Preparation for output:
====================
The principle is built on weighing the triad frequencies. One way of 
doing this is to fill the output area with triads and index into the 
area with a random number, multiplied by three for the characters and 
1 for the lengths. The output area contains triads, repeated as many 
times as they appear in the input material. I have done it this way:

Getting a Word Length:
--------------------------------

Select the Word Length list. While the link is >0 do:
	For as many times as the Count do:
		Append the Length Byte to the Output Area.
		Increment the Byte Counter.
	Next link.
Repeat

Generate a random number between 0 and the number of bytes in the
Output Area.

Index the output area with this random number as offset. This is the 
current Length.

Getting a Sentence Length:
--------------------------------------

Do the same as for the Word Length above, but use the Sentence Length 
list instead.

Composing a word:
--------------------------

If the word length is 1, select the One Letter Word list.

If the word length is 2, select the Two Letter Word list.

If the word length is 3, select the Three Letter Word list.

If the word length is >3, select the First-Triad list.

Expand the selected list into the Output area in a way similar to  
the Word Lengths above, but appending ALL THREE characters at the 
time from the list. Then generate a random number between 0 and the 
number of bytes in the Output Area. Multiply the number with 3. Use 
this number to index into the Output area and copy the three 
following characters into the three first character positions of the 
Word Composition area.

If this is the first word in a sentence, turn the first character to 
upper case.

If the Word Length is 1, set the count to 1 and print (save) it, 
followed by a blank space. Go to DONE.

If the Word Length is 2, set the count to 2 and print (save) it,
followed by a blank space. Go to DONE.

If the Word Length is 3, set the count to 3 and print (save) it,
followed by a blank space. Go to DONE.

This is the tricky bit. The word is longer than three letters. We 
have the beginning and have to find the continuation of the word. 
This is done by comparing the TWO LAST characters of the word we 
are building with the TWO FIRST characters of the list of Mid-Triads. 
When we find a match, we take the last character from the matching 
three-character string and append to the output area. Then we 
generate a random number again between 0 and the number of bytes in 
the output area, pick the character at that index and append it to 
the word under construction. Loop until there is one more character 
left to append.
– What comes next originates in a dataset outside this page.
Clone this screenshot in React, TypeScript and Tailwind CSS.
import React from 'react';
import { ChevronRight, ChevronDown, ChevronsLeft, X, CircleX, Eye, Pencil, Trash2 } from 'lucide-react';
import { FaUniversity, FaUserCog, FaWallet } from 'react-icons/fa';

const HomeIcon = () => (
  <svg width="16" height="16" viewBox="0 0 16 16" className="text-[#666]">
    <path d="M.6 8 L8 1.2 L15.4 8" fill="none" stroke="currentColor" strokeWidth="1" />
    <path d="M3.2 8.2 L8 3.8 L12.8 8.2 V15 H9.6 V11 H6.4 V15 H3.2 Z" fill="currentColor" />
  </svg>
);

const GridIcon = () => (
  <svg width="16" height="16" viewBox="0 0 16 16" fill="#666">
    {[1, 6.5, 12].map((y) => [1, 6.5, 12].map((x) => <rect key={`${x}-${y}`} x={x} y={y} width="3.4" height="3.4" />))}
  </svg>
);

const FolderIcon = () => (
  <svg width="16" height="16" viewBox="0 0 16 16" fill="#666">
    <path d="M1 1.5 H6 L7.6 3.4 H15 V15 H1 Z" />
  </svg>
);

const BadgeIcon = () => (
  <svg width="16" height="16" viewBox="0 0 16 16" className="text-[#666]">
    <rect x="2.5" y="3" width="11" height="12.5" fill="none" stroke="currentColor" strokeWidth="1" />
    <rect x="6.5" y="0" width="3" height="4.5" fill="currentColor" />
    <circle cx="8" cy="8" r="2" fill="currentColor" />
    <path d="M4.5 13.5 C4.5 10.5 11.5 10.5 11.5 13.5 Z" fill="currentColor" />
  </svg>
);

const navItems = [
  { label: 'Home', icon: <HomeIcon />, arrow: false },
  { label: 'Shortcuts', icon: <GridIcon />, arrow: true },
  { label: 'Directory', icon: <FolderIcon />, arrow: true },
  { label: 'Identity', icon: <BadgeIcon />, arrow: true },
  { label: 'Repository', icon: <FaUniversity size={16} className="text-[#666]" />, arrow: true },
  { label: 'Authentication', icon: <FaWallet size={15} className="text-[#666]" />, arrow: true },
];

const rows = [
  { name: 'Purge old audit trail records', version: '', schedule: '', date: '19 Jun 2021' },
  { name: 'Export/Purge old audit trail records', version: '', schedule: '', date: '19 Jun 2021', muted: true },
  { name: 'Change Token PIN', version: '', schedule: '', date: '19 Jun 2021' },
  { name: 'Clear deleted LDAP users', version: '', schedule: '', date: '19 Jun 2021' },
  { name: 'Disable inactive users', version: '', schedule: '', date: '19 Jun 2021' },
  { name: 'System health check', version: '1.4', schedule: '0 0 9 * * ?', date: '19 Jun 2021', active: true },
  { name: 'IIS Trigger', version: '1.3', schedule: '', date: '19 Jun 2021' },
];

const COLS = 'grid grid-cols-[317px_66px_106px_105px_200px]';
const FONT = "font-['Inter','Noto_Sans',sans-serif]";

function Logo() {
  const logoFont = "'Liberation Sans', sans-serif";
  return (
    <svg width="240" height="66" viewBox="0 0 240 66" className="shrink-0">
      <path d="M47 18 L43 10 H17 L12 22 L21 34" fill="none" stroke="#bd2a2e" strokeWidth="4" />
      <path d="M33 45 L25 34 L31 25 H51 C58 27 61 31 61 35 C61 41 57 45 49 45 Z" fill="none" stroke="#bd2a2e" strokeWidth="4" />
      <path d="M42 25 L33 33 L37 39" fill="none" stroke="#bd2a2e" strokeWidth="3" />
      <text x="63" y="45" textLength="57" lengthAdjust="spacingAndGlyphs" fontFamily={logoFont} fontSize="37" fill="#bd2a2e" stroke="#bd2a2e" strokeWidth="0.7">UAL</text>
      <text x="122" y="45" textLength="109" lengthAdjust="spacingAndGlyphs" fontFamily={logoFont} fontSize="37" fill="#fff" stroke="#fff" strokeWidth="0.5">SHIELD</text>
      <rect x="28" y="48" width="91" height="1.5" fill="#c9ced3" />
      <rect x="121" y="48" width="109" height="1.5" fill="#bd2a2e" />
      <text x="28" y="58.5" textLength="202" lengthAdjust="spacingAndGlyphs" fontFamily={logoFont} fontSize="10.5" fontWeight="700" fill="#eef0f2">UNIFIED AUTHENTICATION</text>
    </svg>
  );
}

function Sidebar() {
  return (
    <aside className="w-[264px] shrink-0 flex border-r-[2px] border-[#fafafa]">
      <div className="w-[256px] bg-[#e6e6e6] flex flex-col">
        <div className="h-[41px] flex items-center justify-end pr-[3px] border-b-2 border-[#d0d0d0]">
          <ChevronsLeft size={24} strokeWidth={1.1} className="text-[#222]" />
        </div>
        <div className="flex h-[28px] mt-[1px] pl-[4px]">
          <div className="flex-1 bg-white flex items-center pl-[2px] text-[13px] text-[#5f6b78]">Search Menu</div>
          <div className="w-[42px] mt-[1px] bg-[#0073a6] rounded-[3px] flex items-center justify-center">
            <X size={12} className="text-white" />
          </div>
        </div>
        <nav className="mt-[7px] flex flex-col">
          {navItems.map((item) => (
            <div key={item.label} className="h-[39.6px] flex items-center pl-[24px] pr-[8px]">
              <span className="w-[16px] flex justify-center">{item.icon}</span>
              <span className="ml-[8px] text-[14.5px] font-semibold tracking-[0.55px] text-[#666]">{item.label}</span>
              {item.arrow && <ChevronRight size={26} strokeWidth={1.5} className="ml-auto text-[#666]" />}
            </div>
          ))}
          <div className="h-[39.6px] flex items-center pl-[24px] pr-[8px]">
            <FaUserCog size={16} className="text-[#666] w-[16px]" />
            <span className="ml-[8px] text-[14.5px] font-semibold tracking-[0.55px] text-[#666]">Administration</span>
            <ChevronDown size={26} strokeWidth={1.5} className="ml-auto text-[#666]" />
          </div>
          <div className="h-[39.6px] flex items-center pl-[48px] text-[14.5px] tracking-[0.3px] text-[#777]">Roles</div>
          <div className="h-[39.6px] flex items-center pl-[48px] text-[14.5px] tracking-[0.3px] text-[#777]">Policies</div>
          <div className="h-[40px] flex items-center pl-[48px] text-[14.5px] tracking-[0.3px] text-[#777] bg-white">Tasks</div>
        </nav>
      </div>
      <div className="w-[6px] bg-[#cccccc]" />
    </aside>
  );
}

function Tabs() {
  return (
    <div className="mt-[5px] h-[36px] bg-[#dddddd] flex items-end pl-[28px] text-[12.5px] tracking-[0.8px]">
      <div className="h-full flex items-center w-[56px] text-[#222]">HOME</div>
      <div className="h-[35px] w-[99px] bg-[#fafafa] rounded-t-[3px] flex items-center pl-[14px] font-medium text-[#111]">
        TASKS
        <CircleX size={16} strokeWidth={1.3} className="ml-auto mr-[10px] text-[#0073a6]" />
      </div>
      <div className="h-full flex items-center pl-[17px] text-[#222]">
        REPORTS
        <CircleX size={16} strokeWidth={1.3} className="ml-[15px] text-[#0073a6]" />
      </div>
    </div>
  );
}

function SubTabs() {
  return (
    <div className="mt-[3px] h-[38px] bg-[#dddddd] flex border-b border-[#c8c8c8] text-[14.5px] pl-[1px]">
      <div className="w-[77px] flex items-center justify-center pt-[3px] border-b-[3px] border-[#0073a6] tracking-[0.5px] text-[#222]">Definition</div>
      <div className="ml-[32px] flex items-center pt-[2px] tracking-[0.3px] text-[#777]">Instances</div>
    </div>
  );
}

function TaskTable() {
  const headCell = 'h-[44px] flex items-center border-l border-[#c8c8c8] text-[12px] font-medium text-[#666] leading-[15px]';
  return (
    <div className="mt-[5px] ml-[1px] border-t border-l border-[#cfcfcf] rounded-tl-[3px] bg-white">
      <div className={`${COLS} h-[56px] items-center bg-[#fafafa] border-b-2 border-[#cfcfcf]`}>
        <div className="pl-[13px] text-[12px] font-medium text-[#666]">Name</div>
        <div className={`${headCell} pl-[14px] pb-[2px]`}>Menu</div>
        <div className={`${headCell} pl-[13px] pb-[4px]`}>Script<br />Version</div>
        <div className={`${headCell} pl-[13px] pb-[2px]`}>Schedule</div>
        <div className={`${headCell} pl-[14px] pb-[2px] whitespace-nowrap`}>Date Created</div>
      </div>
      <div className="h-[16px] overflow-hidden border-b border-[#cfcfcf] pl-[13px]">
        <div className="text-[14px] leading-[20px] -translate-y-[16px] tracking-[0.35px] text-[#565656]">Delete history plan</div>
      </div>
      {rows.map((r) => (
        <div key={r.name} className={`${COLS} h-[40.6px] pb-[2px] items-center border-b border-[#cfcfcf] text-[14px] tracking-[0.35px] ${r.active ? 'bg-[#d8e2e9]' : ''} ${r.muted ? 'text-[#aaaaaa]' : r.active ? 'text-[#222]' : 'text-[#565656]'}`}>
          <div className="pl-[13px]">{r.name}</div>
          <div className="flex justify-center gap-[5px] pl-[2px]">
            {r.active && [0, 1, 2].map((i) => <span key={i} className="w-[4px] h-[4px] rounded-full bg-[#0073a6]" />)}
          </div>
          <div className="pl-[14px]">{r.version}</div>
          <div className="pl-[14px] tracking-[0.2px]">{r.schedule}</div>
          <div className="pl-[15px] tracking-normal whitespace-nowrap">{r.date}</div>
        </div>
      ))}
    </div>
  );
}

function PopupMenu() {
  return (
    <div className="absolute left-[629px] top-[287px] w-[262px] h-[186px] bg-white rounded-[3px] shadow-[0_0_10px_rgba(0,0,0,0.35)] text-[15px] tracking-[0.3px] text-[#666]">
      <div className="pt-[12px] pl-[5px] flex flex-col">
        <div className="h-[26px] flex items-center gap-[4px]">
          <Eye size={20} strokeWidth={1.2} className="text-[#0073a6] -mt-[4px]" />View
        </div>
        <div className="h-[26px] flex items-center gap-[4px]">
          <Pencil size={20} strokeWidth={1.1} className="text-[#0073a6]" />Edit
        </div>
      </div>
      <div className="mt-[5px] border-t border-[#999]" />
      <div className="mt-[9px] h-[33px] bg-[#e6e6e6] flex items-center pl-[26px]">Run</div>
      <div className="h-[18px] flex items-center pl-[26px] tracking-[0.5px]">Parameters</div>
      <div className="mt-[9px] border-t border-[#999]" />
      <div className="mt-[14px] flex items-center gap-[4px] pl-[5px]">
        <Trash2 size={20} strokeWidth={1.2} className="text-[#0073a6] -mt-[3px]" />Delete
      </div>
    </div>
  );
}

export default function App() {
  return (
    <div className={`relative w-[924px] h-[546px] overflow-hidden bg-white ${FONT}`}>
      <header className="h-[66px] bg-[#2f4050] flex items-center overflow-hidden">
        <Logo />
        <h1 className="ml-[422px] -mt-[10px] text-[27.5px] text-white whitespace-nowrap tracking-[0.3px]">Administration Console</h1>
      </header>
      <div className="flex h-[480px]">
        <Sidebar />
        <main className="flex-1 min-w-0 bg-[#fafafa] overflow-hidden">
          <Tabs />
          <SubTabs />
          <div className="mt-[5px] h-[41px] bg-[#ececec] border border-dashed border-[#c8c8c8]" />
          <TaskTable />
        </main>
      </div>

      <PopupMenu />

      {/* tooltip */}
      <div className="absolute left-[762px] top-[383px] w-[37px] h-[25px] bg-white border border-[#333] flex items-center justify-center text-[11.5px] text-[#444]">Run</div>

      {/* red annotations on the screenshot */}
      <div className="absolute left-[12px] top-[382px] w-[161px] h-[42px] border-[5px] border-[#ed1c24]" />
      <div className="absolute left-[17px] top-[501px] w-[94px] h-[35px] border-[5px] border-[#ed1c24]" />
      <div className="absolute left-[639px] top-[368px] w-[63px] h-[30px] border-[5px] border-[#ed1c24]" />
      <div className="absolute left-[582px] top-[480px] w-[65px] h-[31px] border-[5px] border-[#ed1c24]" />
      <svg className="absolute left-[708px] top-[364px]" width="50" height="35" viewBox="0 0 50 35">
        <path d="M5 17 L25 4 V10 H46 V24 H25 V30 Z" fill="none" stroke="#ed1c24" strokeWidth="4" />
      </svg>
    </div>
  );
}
Then select a character from the End-Triad list.

One thing to bear in mind:

If there is no match to the characters anywhere along the loop, we 
have to select a different First-triad and start again.
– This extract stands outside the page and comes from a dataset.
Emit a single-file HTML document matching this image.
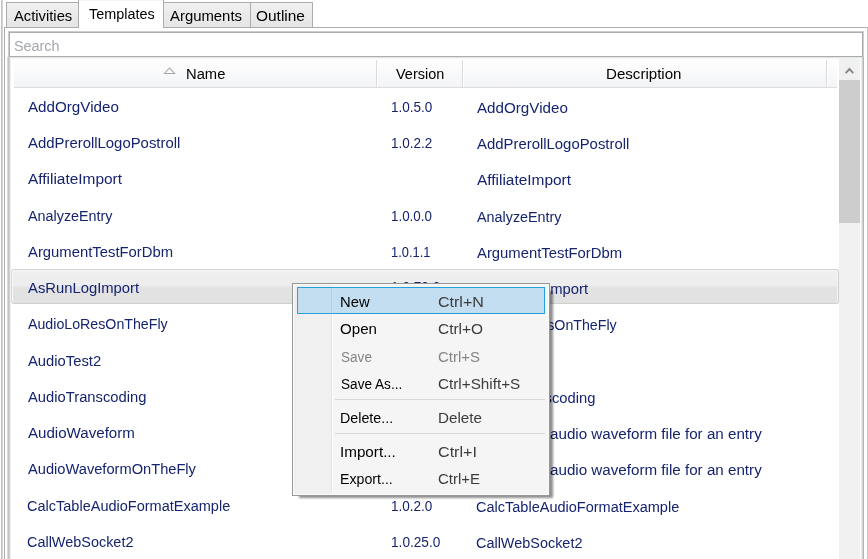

If you expand the lists to quads rather than triads, you have to 
expand the lists and collect 1-letter words, 2-letter words, 3-letter 
words, 4-letter words, First-Quads, Mid-Quads and End-Quads. The 
principle is exactly the same. You get a significantly better result, 
but it requires more memory.

This is how I remember the program. I hope I haven't missed something 
and that I have managed to explain it understandably. Even though the 
principle is very simple, parts of it are a bit complicated to 
implement.

I don't really see any sensible use for it. Do you?

Please let me know how you are getting along.

Kind regards,

Bengt